Your approach is incorrect. Under the framework of Riemann integral, one can not integrate by part an integrand which has jump discontinuities.

If you really want to use integrate by part, you can interpret the integral as a Riemann–Stieltjes integral.
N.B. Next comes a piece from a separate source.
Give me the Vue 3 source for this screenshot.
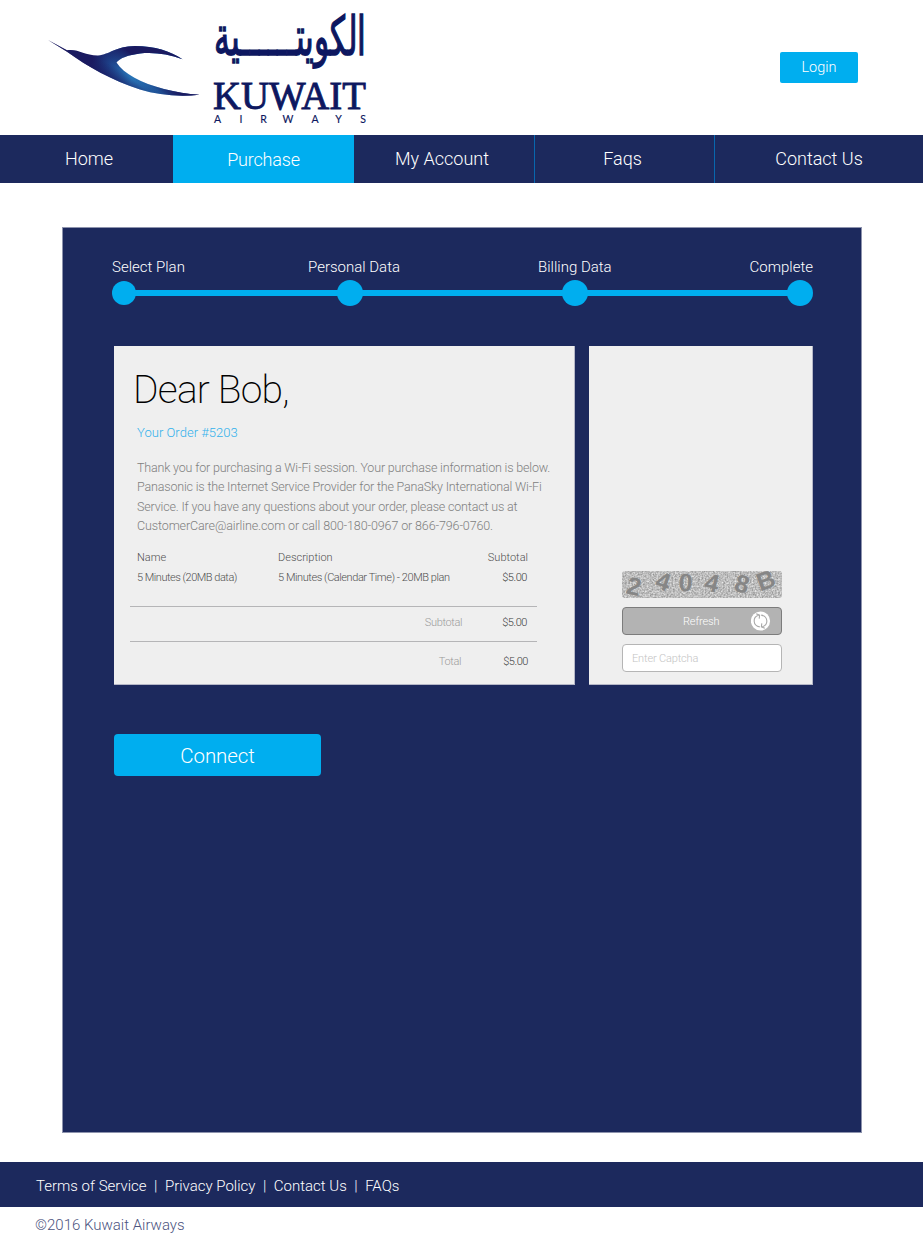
<script setup>
const nav = [
  { label: 'Home', key: 'home' },
  { label: 'Purchase', key: 'purchase', active: true },
  { label: 'My Account', key: 'account' },
  { label: 'Faqs', key: 'faqs' },
  { label: 'Contact Us', key: 'contact' },
]
const steps = ['Select Plan', 'Personal Data', 'Billing Data', 'Complete']
const paragraph = [
  'Thank you for purchasing a Wi-Fi session. Your purchase information is below.',
  'Panasonic is the Internet Service Provider for the PanaSky International Wi-Fi',
  'Service. If you have any questions about your order, please contact us at',
  'CustomerCare@airline.com or call 800-180-0967 or 866-796-0760.',
]
const captcha = [
  { c: '2', x: 12, y: 16, r: 14 },
  { c: '4', x: 41, y: 11, r: 18 },
  { c: '0', x: 63.5, y: 12, r: 3 },
  { c: '4', x: 90, y: 12.5, r: 14 },
  { c: '8', x: 120, y: 13.5, r: 16 },
  { c: 'B', x: 144, y: 10, r: -20 },
]
</script>

<template>
  <div class="page">
    <header class="header">
      <svg class="logo" width="330" height="135" viewBox="40 0 330 135">
        <defs>
          <linearGradient id="wing" gradientUnits="userSpaceOnUse" x1="92" y1="60" x2="196" y2="96">
            <stop offset="0" stop-color="#1a1a60" />
            <stop offset=".16" stop-color="#1d4088" />
            <stop offset=".4" stop-color="#2a80c2" />
            <stop offset=".65" stop-color="#2474b8" />
            <stop offset="1" stop-color="#1b2a70" />
          </linearGradient>
          <linearGradient id="upper" gradientUnits="userSpaceOnUse" x1="116" y1="66" x2="132" y2="46">
            <stop offset="0" stop-color="#1a1a60" stop-opacity="0" />
            <stop offset=".75" stop-color="#1a1a60" />
          </linearGradient>
          <linearGradient id="belly" gradientUnits="userSpaceOnUse" x1="137" y1="79" x2="131" y2="90">
            <stop offset="0" stop-color="#1a1a60" stop-opacity="0" />
            <stop offset="1" stop-color="#1a1a60" stop-opacity=".8" />
          </linearGradient>
          <path id="bird" d="M48 40 L67 50.300 C78 48.500 84 55.500 98 55.400 C110 54.500 115 46.500 135 46 C155 46 170 51 182.500 59.300 C168 54 154 52 140 53.500 C128 55 120 58 116.500 62.500 C124 74 141 83 164 89 C176 92 187 94.300 199.500 94.800 C178 97 158 95 140 89.500 C111 80 88 67 67 51.800 Z" />
        </defs>
        <use href="#bird" fill="url(#wing)" />
        <use href="#bird" fill="url(#upper)" />
        <use href="#bird" fill="url(#belly)" />
        <g fill="#0d1760" stroke="#0d1760">
          <text class="arabic" direction="rtl" x="366" y="55" font-size="54" stroke-width="1.500" textLength="152" lengthAdjust="spacingAndGlyphs">الكويتــــــية</text>
          <text class="serif" x="213" y="108.500" font-size="41" stroke-width=".9" textLength="153" lengthAdjust="spacingAndGlyphs">KUWAIT</text>
          <g class="airways" stroke-width=".15">
            <text v-for="(c, i) in 'AIRWAYS'" :key="i" :x="[217.5, 241, 263.5, 288, 315, 338.500, 363][i]" y="123" text-anchor="middle">{{ c }}</text>
          </g>
        </g>
      </svg>
      <button class="login">Login</button>
    </header>

    <nav class="nav">
      <a v-for="n in nav" :key="n.key" :class="['nav-item', n.key, { active: n.active }]"><span>{{ n.label }}</span></a>
    </nav>

    <main class="panel">
      <div class="labels">
        <span v-for="(s, i) in steps" :key="s" :class="'l' + i">{{ s }}</span>
      </div>
      <div class="track">
        <i v-for="(s, i) in steps" :key="s" :class="['dot', { small: i === 0 }]"></i>
      </div>

      <div class="cards">
        <section class="card order">
          <h1>Dear Bob,</h1>
          <p class="number">Your Order #5203</p>
          <div class="message">
            <p v-for="(line, i) in paragraph" :key="i" :class="'m' + i">{{ line }}</p>
          </div>
          <div class="items">
            <span>Name</span><span>Description</span><span class="sub">Subtotal</span>
            <span class="plan">5 Minutes (20MB data)</span><span class="detail">5 Minutes (Calendar Time) - 20MB plan</span><span class="price">$5.00</span>
          </div>
          <div class="sum first"><span class="name">Subtotal</span><span class="price">$5.00</span></div>
          <div class="sum total"><span class="name">Total</span><span class="price">$5.00</span></div>
        </section>

        <section class="card verify">
          <svg class="captcha" width="160" height="27" viewBox="0 0 160 27">
            <defs>
              <filter id="noise" x="0" y="0" width="100%" height="100%" color-interpolation-filters="sRGB">
                <feTurbulence type="fractalNoise" baseFrequency=".6" numOctaves="2" seed="8" />
                <feColorMatrix values=".5 0 0 0 .49  .5 0 0 0 .49  .5 0 0 0 .49  0 0 0 0 1" />
              </filter>
              <clipPath id="round"><rect width="160" height="27" rx="3" /></clipPath>
            </defs>
            <g clip-path="url(#round)">
              <rect width="160" height="27" filter="url(#noise)" />
            </g>
            <text v-for="(g, i) in captcha" :key="i" class="glyph" :transform="`translate(${g.x} ${g.y}) rotate(${g.r})`" text-anchor="middle" y="8">{{ g.c }}</text>
          </svg>
          <button class="refresh">
            <span>Refresh</span>
            <svg width="20" height="20" viewBox="0 0 20 20">
              <circle cx="9.500" cy="10" r="9.600" fill="#fff" />
              <g fill="none" stroke="#a8a8a8" stroke-width="1.100">
                <path d="M8.800 15.900 C1.500 14.500 1.500 6 7.600 4.300 M5.200 2.700 L8.600 4.200 L8.200 7.600" />
                <path d="M10.200 4.100 C17.500 5.500 17.500 14 11.400 15.700 M13.800 17.300 L10.400 15.800 L10.800 12.400" />
              </g>
            </svg>
          </button>
          <input class="entry" placeholder="Enter Captcha" />
        </section>
      </div>

      <button class="connect">Connect</button>
    </main>

    <footer class="footer">
      <span>Terms of Service</span><b>|</b><span>Privacy Policy</span><b>|</b><span>Contact Us</span><b>|</b><span>FAQs</span>
    </footer>
    <div class="copyright">©2016 Kuwait Airways</div>
  </div>
</template>

<style>
body { margin: 0; background: #fff; }
</style>

<style scoped>
* { box-sizing: border-box; }
.page { width: 923px; height: 1243px; background: #fff; font-family: Roboto, "Liberation Sans", sans-serif; font-weight: 300; overflow: hidden; }
button { font-family: inherit; font-weight: 300; padding: 0; border: 0; color: #fff; background: #00aeef; }
h1, p { margin: 0; font-weight: 300; }
.header { height: 135px; display: flex; justify-content: space-between; padding: 0 65px 0 40px; }
.logo { display: block; }
.arabic { font-family: "DejaVu Sans", sans-serif; }
.serif { font-family: "Liberation Serif", serif; }
.airways { font-family: Lato, sans-serif; font-size: 10.5px; font-weight: 400; }
.login { width: 78px; height: 31px; margin-top: 52px; border-radius: 2px; font-size: 14.5px; line-height: 31px; }
.nav { height: 48px; display: grid; grid-template-columns: 173px 181px 181px 180px 208px; grid-template-rows: 48px; background: #1c295d; color: #fff; font-size: 18px; line-height: 48px; text-align: center; }
.nav-item { white-space: nowrap; height: 48px; }
.home { padding-left: 5px; }
.active { background: #00aeef; line-height: 50px; letter-spacing: -.2px; }
.account { padding-right: 4px; border-right: 1px solid #0867ad; }
.faqs { padding-right: 4px; border-right: 1px solid #0867ad; }
.panel { width: 800px; height: 906px; margin: 44px 0 0 62px; padding: 30px 48px 0 49px; background: #1c295d; border: 1px solid #8d93ad; }
.labels { display: grid; grid-template-columns: 196px 230px 1fr auto; height: 19px; line-height: 19px; font-size: 15px; color: #fff; white-space: nowrap; }
.track { height: 26px; margin-top: 3px; display: flex; justify-content: space-between; align-items: center; background: linear-gradient(#00aeef, #00aeef) 10px 10px / 680px 6px no-repeat; }
.dot { width: 26px; height: 26px; border-radius: 50%; background: #00aeef; }
.dot.small { width: 24px; height: 24px; margin-right: 2px; }
.cards { display: flex; gap: 14px; margin: 40px 0 0 2px; }
.card { height: 339px; background: #efefef; border: solid #b5b7c7; border-width: 0 1px 1px 0; }
.order { width: 461px; padding: 20px 20px 0 16px; }
h1 { height: 46px; line-height: 48px; margin-left: 3px; font-size: 39px; font-weight: 200; letter-spacing: -.75px; color: #000; white-space: nowrap; }
.number { margin: 11px 0 0 7px; height: 20px; line-height: 20px; font-size: 13px; letter-spacing: .03px; color: #32b1ec; }
.message { margin: 15px 0 0 7px; font-size: 12.5px; line-height: 19.4px; letter-spacing: -.17px; color: #808080; white-space: nowrap; }
.m3 { letter-spacing: -.12px; }
.items { display: grid; grid-template-columns: 141px 1fr auto; width: 391px; margin: 12px 0 0 7px; line-height: 20px; font-size: 11px; color: #505050; white-space: nowrap; }
.plan { letter-spacing: -.48px; }
.detail { letter-spacing: -.43px; }
.price { text-align: right; padding-right: 1px; letter-spacing: -.45px; color: #404040; }
.sum { width: 407px; display: flex; justify-content: flex-end; border-top: 1px solid #b5b5b7; font-size: 11px; color: #606060; }
.first { margin-top: 18px; height: 35px; line-height: 31px; padding-right: 9px; }
.total { height: 43px; line-height: 39px; padding-right: 8px; }
.sum .name { width: 80px; text-align: right; margin-right: 40px; color: #9b9b9b; letter-spacing: -.35px; }
.total .name { margin-right: 42px; }
.verify { width: 224px; padding: 225px 0 0 33px; }
.captcha { display: block; overflow: visible; }
.glyph { font: bold 25px "Liberation Sans", sans-serif; fill: #868686; }
.refresh { display: flex; align-items: center; width: 160px; height: 28px; margin-top: 9px; padding: 0 10px 0 60px; justify-content: space-between; border: 1px solid #7c7c7c; border-radius: 4px; background: #b3b3b3; font-size: 11px; letter-spacing: -.12px; }
.entry { display: block; width: 160px; height: 28px; margin-top: 8.5px; padding: 1px 9px 0; border: 1px solid #b5b5b5; border-radius: 4px; background: #fff; font: 300 11px Roboto, sans-serif; letter-spacing: -.15px; }
.entry::placeholder { color: #c4c4c4; opacity: 1; }
.connect { display: block; width: 207px; height: 42px; margin: 49px 0 0 2px; padding: 2px 0 0; border-radius: 4px; font-size: 20.5px; letter-spacing: -.1px; line-height: 40px; }
.footer { height: 45px; margin-top: 29px; padding: 1px 0 0 36px; display: flex; line-height: 46px; font-size: 15px; color: #fff; background: #1c295d; white-space: nowrap; }
.footer b { font-weight: 300; width: 18.4px; text-align: center; }
.copyright { height: 36px; padding-left: 35px; line-height: 36px; font-size: 15px; color: #4b5380; }
</style>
One has

$$\int_1^N \frac{\lfloor x \rfloor}{x^{s+1}} dx = \int_{1^-}^{N^+} \frac{\lfloor x \rfloor}{x^{s+1}} dx = -\frac1s\int_{1^-}^{N^+} \lfloor x \rfloor d\frac{1}{x^s}\\ = -\frac1s\left( \left[\frac{\lfloor x \rfloor}{x^s}\right]_{1^-}^{N^+} - \int_{1^-}^{N^+} \frac{1}{x^s} d\lfloor x \rfloor \right)\tag{*1} $$ Notice $\lfloor N^+ \rfloor = N$ and $\lfloor 1^- \rfloor = 0$, we have $$\left[\frac{\lfloor x \rfloor}{x^s}\right]_{1^-}^{N^+} = \frac{1}{N^{s-1}}$$

For the integral in last expression of $(*1)$, notice $\lfloor x \rfloor$ is constant over intervals of the form $(k,k+1), k \in \mathbb{Z}$ and has a jump discontinuity $1$ at $k \in \mathbb{Z}$, i.e

$$\lfloor k^+ \rfloor - \lfloor k^- \rfloor = \lim_{\epsilon\to 0^+} \left(\lfloor k+\epsilon \rfloor - \lfloor k-\epsilon \rfloor \right) = k - (k-1) = 1$$ The integral in last expression of $(*1)$ reduces to a sum: $$\int_{1^-}^{N+} \frac{1}{x^s} d\lfloor x \rfloor = \sum_{k=1}^N \frac{1}{k^s}$$ Combine these, we have

$$\int_1^N \frac{\lfloor x \rfloor}{x^{s+1}} dx = \frac1s \left( \sum_{k=1}^N\frac{1}{k^s} - \frac{1}{N^{s-1}}\right)$$

The same answer you will get if you continue to treat the integral as Riemann integral but split it as a sum of integrals over intervals of the form $(k,k+1)$, $1 \le k < N$.